I wrote my app about a year ago and so don't remember the exact details, but I do recall in the in the documentation something about what you state.  Essentially once a header is received, the application has to retreive all of the bytes as quickly as possible to prevent what you are describing.   Just based on the documentation I just assumed that some overwrite might be possible.  If any overwrite were to happen it would seem that it would gum up the application and not cause corruption in the receiving buffers, though I'm not sure.  I haven't experenced an application "gum up" at this point.

I'm wondering if you could provide some results as to the benefit your modification has provided.

>>TCPPut and TCPPutArray don't ensure the buffer of the socket is the active MAC buffer.

I recall from the documentation that some function had to be called prior to TCPut and this function set the default buffer that TCPPut used.

Looks like you are diving into this hard core.  It gets very messy fast.  I haven't had a problem my my application receiving bad data or getting confused, I've only seen an annoying issue where sometimes the receiver stops receiving, though the application still works and the transmitter still transmits.  I've attributed this to some type of receiver corruption, though it is very interrmitent.  I'm still interested in tracking this down and wonder if you could characterize the issues that you were having that the mods you made fixed.

thanks,
sp,


VincentLascaux

  • Full Member
  • ***
  • Posts: 18
    • View Profile
Re: Various bugs in the network stack
« Reply #3 on: December 14, 2008, 11:11:35 PM »
I find it really hard to debug the card.
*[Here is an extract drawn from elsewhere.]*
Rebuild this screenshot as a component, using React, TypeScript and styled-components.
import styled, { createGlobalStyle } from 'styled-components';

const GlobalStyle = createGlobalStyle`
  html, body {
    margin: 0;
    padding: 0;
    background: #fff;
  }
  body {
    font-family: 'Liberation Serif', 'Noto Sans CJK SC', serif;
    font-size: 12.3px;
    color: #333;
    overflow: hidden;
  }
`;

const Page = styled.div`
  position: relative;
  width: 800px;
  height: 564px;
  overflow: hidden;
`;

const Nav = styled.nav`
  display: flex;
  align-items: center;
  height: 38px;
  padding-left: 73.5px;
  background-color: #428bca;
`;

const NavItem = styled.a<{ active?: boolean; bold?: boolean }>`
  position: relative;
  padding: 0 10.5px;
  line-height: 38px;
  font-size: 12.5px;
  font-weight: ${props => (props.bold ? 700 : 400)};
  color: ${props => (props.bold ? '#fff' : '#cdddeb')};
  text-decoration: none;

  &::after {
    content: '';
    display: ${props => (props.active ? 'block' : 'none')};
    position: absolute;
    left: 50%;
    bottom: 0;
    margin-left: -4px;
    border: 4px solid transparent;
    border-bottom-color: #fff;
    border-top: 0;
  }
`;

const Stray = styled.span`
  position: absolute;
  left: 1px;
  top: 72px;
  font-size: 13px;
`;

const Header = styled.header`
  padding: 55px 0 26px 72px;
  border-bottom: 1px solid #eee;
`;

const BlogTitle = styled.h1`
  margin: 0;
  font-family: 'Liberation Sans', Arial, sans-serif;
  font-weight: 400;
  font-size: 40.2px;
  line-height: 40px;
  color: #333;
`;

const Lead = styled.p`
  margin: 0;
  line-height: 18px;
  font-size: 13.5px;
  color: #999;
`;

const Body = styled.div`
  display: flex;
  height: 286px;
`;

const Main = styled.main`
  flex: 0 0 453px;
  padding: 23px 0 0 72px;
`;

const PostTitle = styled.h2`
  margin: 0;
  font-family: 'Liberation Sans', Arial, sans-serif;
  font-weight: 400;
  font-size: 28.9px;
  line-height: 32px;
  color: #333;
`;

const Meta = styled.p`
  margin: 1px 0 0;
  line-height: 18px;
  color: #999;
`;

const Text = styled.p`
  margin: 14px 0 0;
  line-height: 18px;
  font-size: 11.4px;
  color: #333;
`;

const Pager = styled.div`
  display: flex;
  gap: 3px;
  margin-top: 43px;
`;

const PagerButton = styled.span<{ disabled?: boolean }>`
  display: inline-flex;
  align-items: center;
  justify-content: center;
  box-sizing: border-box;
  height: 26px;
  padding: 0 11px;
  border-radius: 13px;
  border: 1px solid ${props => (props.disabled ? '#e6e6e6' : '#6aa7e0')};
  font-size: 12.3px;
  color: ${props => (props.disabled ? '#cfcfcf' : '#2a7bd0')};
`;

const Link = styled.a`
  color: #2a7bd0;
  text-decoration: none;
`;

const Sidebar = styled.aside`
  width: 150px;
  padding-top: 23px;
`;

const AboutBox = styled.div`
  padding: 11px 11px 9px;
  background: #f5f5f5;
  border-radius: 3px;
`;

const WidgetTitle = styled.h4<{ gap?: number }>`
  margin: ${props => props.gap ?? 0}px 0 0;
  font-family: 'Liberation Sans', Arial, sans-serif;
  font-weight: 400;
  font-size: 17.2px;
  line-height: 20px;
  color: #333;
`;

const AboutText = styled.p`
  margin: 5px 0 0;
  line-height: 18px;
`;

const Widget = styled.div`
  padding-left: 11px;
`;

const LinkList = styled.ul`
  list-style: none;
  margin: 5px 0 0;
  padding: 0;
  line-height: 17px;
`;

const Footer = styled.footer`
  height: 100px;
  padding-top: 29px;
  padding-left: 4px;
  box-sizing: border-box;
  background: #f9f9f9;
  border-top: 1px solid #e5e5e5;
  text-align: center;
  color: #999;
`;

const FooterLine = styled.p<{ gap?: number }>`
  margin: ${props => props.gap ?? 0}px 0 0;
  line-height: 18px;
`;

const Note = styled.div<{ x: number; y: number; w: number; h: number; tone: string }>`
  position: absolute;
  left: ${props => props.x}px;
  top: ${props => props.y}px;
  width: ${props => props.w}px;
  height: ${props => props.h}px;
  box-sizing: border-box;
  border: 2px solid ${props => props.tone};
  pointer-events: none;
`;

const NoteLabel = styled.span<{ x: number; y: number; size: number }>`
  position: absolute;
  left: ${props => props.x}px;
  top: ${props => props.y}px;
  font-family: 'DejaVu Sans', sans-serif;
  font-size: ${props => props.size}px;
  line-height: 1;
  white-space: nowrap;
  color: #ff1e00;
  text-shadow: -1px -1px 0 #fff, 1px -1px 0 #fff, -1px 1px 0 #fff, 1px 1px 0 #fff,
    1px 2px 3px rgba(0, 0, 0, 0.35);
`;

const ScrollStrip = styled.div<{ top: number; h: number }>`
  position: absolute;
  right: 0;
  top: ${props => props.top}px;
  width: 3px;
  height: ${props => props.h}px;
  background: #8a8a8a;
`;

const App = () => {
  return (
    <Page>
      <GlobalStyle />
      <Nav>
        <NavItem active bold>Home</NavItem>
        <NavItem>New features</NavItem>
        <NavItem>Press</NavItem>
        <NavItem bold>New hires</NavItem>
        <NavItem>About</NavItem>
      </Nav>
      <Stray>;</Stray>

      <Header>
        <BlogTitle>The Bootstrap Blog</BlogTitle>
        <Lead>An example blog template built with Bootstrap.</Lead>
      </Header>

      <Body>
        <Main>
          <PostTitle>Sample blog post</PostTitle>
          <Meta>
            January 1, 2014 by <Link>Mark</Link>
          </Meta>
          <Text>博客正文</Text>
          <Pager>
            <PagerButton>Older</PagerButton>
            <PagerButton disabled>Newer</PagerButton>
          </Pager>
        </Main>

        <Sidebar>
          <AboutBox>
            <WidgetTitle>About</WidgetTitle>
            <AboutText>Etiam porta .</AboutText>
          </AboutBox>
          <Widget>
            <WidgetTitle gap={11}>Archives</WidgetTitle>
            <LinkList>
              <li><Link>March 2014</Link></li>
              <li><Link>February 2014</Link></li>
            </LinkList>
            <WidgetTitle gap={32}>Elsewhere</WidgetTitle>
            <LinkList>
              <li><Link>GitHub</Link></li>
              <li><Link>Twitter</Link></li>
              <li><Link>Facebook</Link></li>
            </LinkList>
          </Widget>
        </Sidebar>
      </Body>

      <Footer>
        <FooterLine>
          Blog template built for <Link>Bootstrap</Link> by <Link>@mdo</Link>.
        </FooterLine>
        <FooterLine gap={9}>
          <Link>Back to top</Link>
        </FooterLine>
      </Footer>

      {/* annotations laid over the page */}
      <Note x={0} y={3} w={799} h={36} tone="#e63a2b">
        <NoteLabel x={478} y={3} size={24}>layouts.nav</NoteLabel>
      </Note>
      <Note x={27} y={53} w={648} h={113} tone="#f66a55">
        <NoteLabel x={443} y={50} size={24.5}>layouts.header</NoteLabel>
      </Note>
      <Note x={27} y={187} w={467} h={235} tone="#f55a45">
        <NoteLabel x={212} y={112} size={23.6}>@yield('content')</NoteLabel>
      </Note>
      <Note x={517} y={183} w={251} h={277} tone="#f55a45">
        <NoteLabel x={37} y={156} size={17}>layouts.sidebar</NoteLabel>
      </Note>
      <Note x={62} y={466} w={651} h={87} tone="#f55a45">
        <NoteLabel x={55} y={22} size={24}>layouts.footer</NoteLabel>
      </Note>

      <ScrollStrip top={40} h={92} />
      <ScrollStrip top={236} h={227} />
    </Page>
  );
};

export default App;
I had some lost packet issue and dropped connection issues. I did a review of the code and fixed whatever looked suspicious without checking for sure if it was related to the bug I'm seeing.

Actually that's the main reason why I'd like to get feedback on the changes: I can't prove that there was an issue that got fixed by each of my fix. I can only reason about them and I'm looking for someone to tell me why I'm wrong and why the original modtronix code was right.
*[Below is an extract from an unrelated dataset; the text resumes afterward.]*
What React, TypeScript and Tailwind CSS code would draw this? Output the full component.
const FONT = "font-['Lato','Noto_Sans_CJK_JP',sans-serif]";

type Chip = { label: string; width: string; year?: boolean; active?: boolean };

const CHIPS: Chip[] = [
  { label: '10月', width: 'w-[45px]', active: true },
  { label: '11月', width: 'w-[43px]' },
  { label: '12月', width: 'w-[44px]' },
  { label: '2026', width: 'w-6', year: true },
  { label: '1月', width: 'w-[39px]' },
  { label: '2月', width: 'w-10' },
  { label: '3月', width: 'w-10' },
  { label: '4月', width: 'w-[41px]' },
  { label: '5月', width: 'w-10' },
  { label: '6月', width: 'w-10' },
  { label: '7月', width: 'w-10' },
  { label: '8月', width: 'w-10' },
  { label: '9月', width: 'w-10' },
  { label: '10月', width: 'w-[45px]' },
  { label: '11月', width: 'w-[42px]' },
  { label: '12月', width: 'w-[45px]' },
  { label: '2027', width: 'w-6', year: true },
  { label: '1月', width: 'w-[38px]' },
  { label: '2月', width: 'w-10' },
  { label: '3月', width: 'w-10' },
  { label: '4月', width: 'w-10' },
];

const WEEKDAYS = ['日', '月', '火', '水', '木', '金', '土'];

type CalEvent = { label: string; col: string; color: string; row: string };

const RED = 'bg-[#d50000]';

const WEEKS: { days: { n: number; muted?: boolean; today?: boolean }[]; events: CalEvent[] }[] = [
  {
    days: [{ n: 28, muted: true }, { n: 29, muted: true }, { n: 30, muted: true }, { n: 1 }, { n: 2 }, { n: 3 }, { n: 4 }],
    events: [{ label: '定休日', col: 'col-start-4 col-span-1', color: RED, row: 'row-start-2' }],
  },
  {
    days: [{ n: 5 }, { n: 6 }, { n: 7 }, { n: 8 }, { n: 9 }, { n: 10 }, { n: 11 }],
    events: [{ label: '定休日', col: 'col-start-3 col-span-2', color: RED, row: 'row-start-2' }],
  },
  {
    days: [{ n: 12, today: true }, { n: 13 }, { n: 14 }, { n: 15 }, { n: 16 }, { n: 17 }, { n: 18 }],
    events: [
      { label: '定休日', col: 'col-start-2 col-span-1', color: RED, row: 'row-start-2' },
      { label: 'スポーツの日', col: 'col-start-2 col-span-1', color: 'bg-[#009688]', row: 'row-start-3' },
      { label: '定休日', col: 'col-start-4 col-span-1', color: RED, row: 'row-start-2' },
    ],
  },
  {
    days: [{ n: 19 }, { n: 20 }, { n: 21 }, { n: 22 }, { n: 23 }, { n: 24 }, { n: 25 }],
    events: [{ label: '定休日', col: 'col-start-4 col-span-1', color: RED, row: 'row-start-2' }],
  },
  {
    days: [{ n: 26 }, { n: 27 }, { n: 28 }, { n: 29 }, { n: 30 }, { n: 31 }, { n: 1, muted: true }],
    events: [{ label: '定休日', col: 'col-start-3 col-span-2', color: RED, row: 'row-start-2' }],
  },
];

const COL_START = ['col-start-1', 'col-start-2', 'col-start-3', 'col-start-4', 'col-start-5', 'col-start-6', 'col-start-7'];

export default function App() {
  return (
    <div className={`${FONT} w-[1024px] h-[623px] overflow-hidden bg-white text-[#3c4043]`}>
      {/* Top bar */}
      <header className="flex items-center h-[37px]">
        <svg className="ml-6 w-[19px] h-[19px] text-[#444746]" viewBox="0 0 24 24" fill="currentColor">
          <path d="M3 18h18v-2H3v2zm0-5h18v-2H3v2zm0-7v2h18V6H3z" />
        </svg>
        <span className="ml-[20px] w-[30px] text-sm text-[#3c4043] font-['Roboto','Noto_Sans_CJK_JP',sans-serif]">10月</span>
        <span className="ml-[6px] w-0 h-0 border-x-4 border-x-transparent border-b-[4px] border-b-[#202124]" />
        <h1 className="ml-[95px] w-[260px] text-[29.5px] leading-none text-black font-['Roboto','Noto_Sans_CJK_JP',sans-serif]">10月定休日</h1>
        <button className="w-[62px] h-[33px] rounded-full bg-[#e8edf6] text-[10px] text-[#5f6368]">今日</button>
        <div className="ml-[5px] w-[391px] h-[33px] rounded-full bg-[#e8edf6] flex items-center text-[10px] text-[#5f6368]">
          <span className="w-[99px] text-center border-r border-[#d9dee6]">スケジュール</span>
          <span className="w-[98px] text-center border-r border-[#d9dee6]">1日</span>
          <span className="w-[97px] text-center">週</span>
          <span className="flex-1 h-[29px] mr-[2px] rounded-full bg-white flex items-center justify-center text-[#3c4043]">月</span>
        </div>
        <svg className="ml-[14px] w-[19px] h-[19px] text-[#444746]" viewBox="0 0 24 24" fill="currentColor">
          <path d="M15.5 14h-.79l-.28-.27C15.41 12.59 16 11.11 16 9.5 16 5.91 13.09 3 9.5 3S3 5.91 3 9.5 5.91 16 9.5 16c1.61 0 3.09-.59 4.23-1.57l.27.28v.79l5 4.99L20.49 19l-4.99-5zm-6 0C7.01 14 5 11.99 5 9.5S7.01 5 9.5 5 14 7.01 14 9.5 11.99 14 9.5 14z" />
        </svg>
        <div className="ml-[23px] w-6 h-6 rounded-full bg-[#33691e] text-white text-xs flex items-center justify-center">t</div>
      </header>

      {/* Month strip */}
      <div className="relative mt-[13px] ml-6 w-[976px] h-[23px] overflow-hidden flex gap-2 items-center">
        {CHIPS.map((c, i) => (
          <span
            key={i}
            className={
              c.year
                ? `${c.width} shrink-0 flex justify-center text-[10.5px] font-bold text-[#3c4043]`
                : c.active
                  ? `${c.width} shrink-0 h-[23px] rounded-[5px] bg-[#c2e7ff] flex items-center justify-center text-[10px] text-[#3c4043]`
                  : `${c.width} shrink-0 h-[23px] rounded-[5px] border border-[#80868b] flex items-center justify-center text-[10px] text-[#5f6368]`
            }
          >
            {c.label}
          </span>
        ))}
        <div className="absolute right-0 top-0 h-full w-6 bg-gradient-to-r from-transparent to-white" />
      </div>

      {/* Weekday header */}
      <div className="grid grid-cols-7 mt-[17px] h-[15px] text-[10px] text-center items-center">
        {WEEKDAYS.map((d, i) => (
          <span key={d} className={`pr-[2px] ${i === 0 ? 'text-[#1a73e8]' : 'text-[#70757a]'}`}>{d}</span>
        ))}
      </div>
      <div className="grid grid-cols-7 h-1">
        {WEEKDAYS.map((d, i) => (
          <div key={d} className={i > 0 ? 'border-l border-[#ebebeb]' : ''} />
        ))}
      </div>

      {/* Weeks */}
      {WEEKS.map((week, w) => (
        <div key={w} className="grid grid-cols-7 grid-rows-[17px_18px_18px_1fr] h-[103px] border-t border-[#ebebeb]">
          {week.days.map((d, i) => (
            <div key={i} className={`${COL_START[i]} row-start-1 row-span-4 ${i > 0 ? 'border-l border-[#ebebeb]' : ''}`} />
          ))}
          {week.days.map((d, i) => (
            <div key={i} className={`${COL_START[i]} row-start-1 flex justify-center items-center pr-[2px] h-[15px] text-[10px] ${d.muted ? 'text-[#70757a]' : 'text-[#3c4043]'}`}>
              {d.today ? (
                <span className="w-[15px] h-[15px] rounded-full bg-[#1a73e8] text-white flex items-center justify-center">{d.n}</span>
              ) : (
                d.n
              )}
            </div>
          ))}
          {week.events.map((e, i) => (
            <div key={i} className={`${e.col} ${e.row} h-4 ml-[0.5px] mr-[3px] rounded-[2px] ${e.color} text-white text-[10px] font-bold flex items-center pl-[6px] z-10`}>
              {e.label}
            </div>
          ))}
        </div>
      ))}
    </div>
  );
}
For the StackTask problem, I can't see what prevents the second pass of the loop to read another message. In other word, I can't see what prevents a single call to StackTask from reading two (or more) TCP packets. So even following the documentation, I think there can be packet loss.

For TCPPut and TCPPutArray, you have a point, I should have read the documentation. The fact that each function takes the socket you want to act on make it look like you can change socket without problem (but the documentation says it's not the case). I might keep my modification that allows me to do so because I find it less error prone, but since the documentation says it's not a bug, I guess it's not :)

I had another post where I questioned the correctness of the TCP timer. I still think it's wrong to reset the timer on reception of a message. We should reset the timeout when we send a message (waiting for the acknowledgment of the message). As it is, it the TCP connection goes silent, it times out.

sparkcatcher

  • Sr. Member
  • ****
  • Posts: 31
    • View Profile
Re: Various bugs in the network stack
« Reply #4 on: December 15, 2008, 04:20:51 PM »
Vincent:
The tcip stack has fairly long history and has gone through some major revs.  I think it orginated at some version of the Microchip stack, and was subsequently updated as Microchip updated their stack.  It's very possible because of this history it is very possible that what you think is logical might not actually be the case.

Also, because fitting the stack in what was originally a microcontroller with very limitied resource (ie, 32kROM, 1.5k RAM, 4k or 8k of receive/transmit buffer in the MAC chip) neccessitated some tradeoffs, and most likely robustness was involved in the tradeoff.  Now that many of the microcontrollers have 64k rom and 3k to 9k RAM,  it is most likely the case that the stack needs to be be re-architected, because with the increased resources, people will definitely be expecting  more robust performance.

If you are interested in doing more in-depth bug fixing you might want to start scanning the Microchip Ethernet Stack forum.  There are other stacks that have split from the main direction for various reason.  There is a stack, I seem to recall a Version 3.75, forgot the name, that is said to be fairly robust, though that depends on how one is using it.  These most likely need porting to work on Modtronix product, but you could review certain modules to look to see how different they are from the Modtronix stack.

I think most here are expecting some degree of operability in the provided stack, though certianly not the same level of resilience provided by a more resource full client adaptor.   Most aren't going to look into the stack to try to troubleshoot it.  I think doing so most likely should be a paying position somewhere, because whoever can do it, would most likely end up learning how to write a complete tcp stack. Plus, to get it right you are going to need a well equipped testing lab and reams of changelogs. :cry:

sp,

modtro2

  • Administrator
  • Hero Member
  • *****
  • Posts: 564
    • View Profile
Re: Various bugs in the network stack
« Reply #5 on: December 15, 2008, 08:44:45 PM »
Hello Vincent

Sorry for late reply! Thanks for your suggestions! I have added them to the list of things to check (possible bug fixes) for the next version of the stack. The current beta version of the stack will soon be officially released, I hope to have time to check it with your suggestions. It is very time consuming integrating changes into the stack, and ensuring it works with all possible equipment. But, all input and bug reports are highly appreciated!